I can still hear the hint of that soft, lovely southern Virginia accent in my Grandma Frith’s voice. My lips still smack at the tart taste of her made from scratch lemon meringue pies.

memories with grandkids
Making memories. © Bruce Stambaugh 2015

Nana and I want to create those same memories with and for our grandkids, too. It’s just a bit harder with all those old age mountains between us. Still we do what we can.

I’ve always played a guessing game with all three of them. I hide an object in one of my fists, and the kids have to find which hand it’s in. During a recent visit, Maren guessed with such accuracy that I encouraged her to go buy a lottery ticket. Her response? “What’s that?”

It’s been a joy to see each gain confidence. Davis fearlessly dove off a swimming pool diving board. He asks more questions than even I have answers. To me, it seems just yesterday that he was poking holes in Texas fire ant hills.

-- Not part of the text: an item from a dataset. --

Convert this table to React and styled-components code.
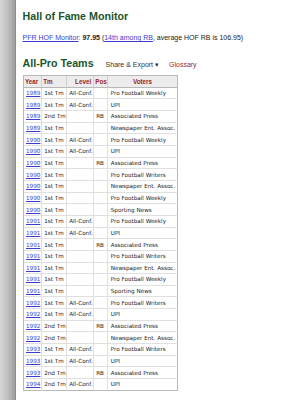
import React from "react";
import { styled, createGlobalStyle } from "styled-components";

const GlobalStyle = createGlobalStyle`
  html, body {
    margin: 0;
    background: #fff;
    font-family: "Liberation Sans", Arial, sans-serif;
  }
`;

const Page = styled.div`
  display: flex;
  height: 400px;
  overflow: hidden;
`;
const Gutter = styled.div`
  width: 16px;
  flex: none;
  background: linear-gradient(to right, #d6d6d6 0%, #bdbdbd 55%, #9c9c9c 100%);
  border-right: 1px solid #8c8c8c;
  box-sizing: border-box;
`;
const Content = styled.div`
  flex: 1;
  padding-left: 6.5px;
  color: #222;
`;
const Heading = styled.h2`
  font-family: "Liberation Sans", Arial, sans-serif;
  font-size: 10.7px;
  line-height: 13px;
  font-weight: 700;
  color: #1b552b;
  margin: ${({ $top }) => $top} 0 0 0;
`;
const Summary = styled.p`
  font-size: 7px;
  line-height: 9px;
  margin: 10px 0 0 0;
  color: #222;
`;
const Link = styled.a`
  color: #3c3ccc;
  text-decoration: underline;
`;
const SectionHead = styled.div`
  display: flex;
  align-items: baseline;
  margin-top: 15px;
`;
const Menu = styled.span`
  font-size: 7px;
  color: #333;
  margin-left: 12px;
`;
const Glossary = styled.span`
  font-size: 7px;
  color: #a02a2a;
  margin-left: 10px;
`;
const Table = styled.div`
  display: grid;
  grid-template-columns: 18.2px 25px 27px 14.6px 69.4px;
  grid-auto-rows: 11.67px;
  width: max-content;
  margin-top: 5px;
  border-top: 1px solid #b8b8b8;
  border-left: 1px solid #b8b8b8;
`;
const Cell = styled.div`
  display: flex;
  align-items: center;
  justify-content: ${({ $align }) => $align || "flex-start"};
  box-sizing: border-box;
  padding: 0 2.5px;
  border-right: 1px solid ${({ $last }) => ($last ? "#b8b8b8" : "#e0e0e0")};
  border-bottom: 1px solid ${({ $bottom }) => ($bottom ? "#b8b8b8" : "#e0e0e0")};
  font-family: "DejaVu Sans", Verdana, sans-serif;
  font-size: 5.65px;
  color: #222;
  white-space: nowrap;
  overflow: hidden;
`;
const HeadCell = styled(Cell)`
  background: #ececec;
  padding: 0 1.5px;
  overflow: visible;
  border-right-color: ${({ $last }) => ($last ? "#b8b8b8" : "#cfcfcf")};
  border-bottom-color: #b8b8b8;
  font-family: "Liberation Sans", Arial, sans-serif;
  font-size: 6.3px;
  font-weight: 700;
  color: #9a1f1f;
`;
const YearLink = styled.a`
  color: #3c3ccc;
  text-decoration: underline;
`;

const rows = [
  ["1989", "1st Tm", "All-Conf.", "", "Pro Football Weekly"],
  ["1989", "1st Tm", "All-Conf.", "", "UPI"],
  ["1989", "2nd Tm", "", "RB", "Associated Press"],
  ["1989", "1st Tm", "", "", "Newspaper Ent. Assoc."],
  ["1990", "1st Tm", "All-Conf.", "", "Pro Football Weekly"],
  ["1990", "1st Tm", "All-Conf.", "", "UPI"],
  ["1990", "1st Tm", "", "RB", "Associated Press"],
  ["1990", "1st Tm", "", "", "Pro Football Writers"],
  ["1990", "1st Tm", "", "", "Newspaper Ent. Assoc."],
  ["1990", "1st Tm", "", "", "Pro Football Weekly"],
  ["1990", "1st Tm", "", "", "Sporting News"],
  ["1991", "1st Tm", "All-Conf.", "", "Pro Football Weekly"],
  ["1991", "1st Tm", "All-Conf.", "", "UPI"],
  ["1991", "1st Tm", "", "RB", "Associated Press"],
  ["1991", "1st Tm", "", "", "Pro Football Writers"],
  ["1991", "1st Tm", "", "", "Newspaper Ent. Assoc."],
  ["1991", "1st Tm", "", "", "Pro Football Weekly"],
  ["1991", "1st Tm", "", "", "Sporting News"],
  ["1992", "1st Tm", "All-Conf.", "", "Pro Football Writers"],
  ["1992", "1st Tm", "All-Conf.", "", "UPI"],
  ["1992", "2nd Tm", "", "RB", "Associated Press"],
  ["1992", "2nd Tm", "", "", "Newspaper Ent. Assoc."],
  ["1993", "1st Tm", "All-Conf.", "", "Pro Football Writers"],
  ["1993", "1st Tm", "All-Conf.", "", "UPI"],
  ["1993", "2nd Tm", "", "RB", "Associated Press"],
  ["1994", "2nd Tm", "All-Conf.", "", "UPI"],
];

const headers = [
  ["Year"],
  ["Tm"],
  ["Level", "flex-end"],
  ["Pos"],
  ["Voters", "center"],
];

const App = () => {
  return (
    <Page>
      <GlobalStyle />
      <Gutter />
      <Content>
        <Heading $top="10px">Hall of Fame Monitor</Heading>
        <Summary>
          <Link>PFR HOF Monitor</Link>: <b>97.95</b> (<Link>14th among RB</Link>, average HOF RB is 106.95)
        </Summary>
        <SectionHead>
          <Heading $top="0">All-Pro Teams</Heading>
          <Menu>Share &amp; Export ▾</Menu>
          <Glossary>Glossary</Glossary>
        </SectionHead>
        <Table role="table">
          {headers.map(([label, align], j) => (
            <HeadCell key={label} $align={align} $last={j === 4}>
              {label}
            </HeadCell>
          ))}
          {rows.map((r, i) =>
            r.map((v, j) => (
              <Cell key={`${i}-${j}`} $last={j === 4} $bottom={i === rows.length - 1}>
                {j === 0 ? <YearLink>{v}</YearLink> : v}
              </Cell>
            ))
          )}
        </Table>
      </Content>
    </Page>
  );
};

export default App;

As the oldest, Evan strives to ensure that he is not usurped of that position as if that were even possible. Still, he’s one smart kid when it comes to mathematics and board games.

It’s nice to see our grandkids progress from diapers to where they are today. I just wish those eight mountain passes weren’t in the way.

grandchildren on vacation
On vacation. © Bruce Stambaugh 2015

© Bruce Stambaugh 2015

Author: Bruce Stambaugh

Writer, marketer, columnist, author, photographer, birder, walker, hiker, husband, father, grandfather, brother, son, township trustee, converted Anabaptist, community activist, my life is crammed with all things people and nature and wonder. My late father gave me this penchant for giving and getting the most out of life, my late mother the courtesy, kindness, and creativity to see the joy in life. They both taught me to cherish the people I am with. I try and fail and try again.

11 thoughts on “Watching the grandkids grow from afar”

  1. That oldest guy looks like his Poppy, doesn’t he? What a precious gift you are giving your grandkids by investing in their lives. I only remember one grandparent, but had no personal relationship with her. I envied kids who had grandparents they knew.

    I totally agree with you about those blue mountains separating Virginia and Ohio. I love them surrounding my home in Virginia, but traveling across them is another story. I’ve tried numerous routes. The one utilizing the new Corridor H is my current favorite. Very easy and scenic.


      1. I went as far west as I could at the time which was close to Mt. Storm. It wasn’t as far west as I needed to go to get to central Ohio either, but that with the nice roads through the mountains in Maryland is a much easier crossing of the mountains than 33, the route I first took. And not as long and monotonous as 64.

        They recently opened another 4+ mile section of CH and another 10+ mile section is slated to open this fall. They’ve upped the date for total completion to 2020.


      1. I’ve only traveled it from VA to OH twice, but not the reverse yet. Sometimes google gives a Corridor H route, but not always. I guess because it’s still so new.

        These are the directions a friend wrote for me to come west. They might not make sense reversed. He travels regularly to Columbus from Broadway for his job and he can do that trip in 6 hours.

        From Harrisonburg take 42 south to 259.
        Left on 259 to Baker, WV.
        48/55 West (this becomes Corridor H) to end of highway.
        42 to Mt. Storm. (This was end of highway last July. Not sure where that would be now.)
        At Mt. Storm left on 50 West
        Right onto 560 to Mt. Lake Park
        Turn right at stop sign and cross railroad tracks and turn left on 135.
        Go into Oakland, MD and make right on 219 North. Go through Deep Creek Lake and make left onto 42 North toward Friendsville, MD.
        At Friendsville turn left onto I-68 west to Morgantown.

        You won’t like this route if you prefer interstates as the roads between I-68 and Corridor H do wind through the countryside, but it seemed to me that there are less mountains this way and they aren’t as steep.

        Friends in Baltic travel to VA regularly and like 64 because their children don’t get as carsick, but they have never taken Corridor H.


  2. Tell me about mountain passes in the way. But I always tell myself, I can’t blame my children for living away from Grandma and Grandpa, I always lived at least 625 miles away from mine.


  3. Wishes do come true! See ya soon! After awhile those mountains seem like mole hills!!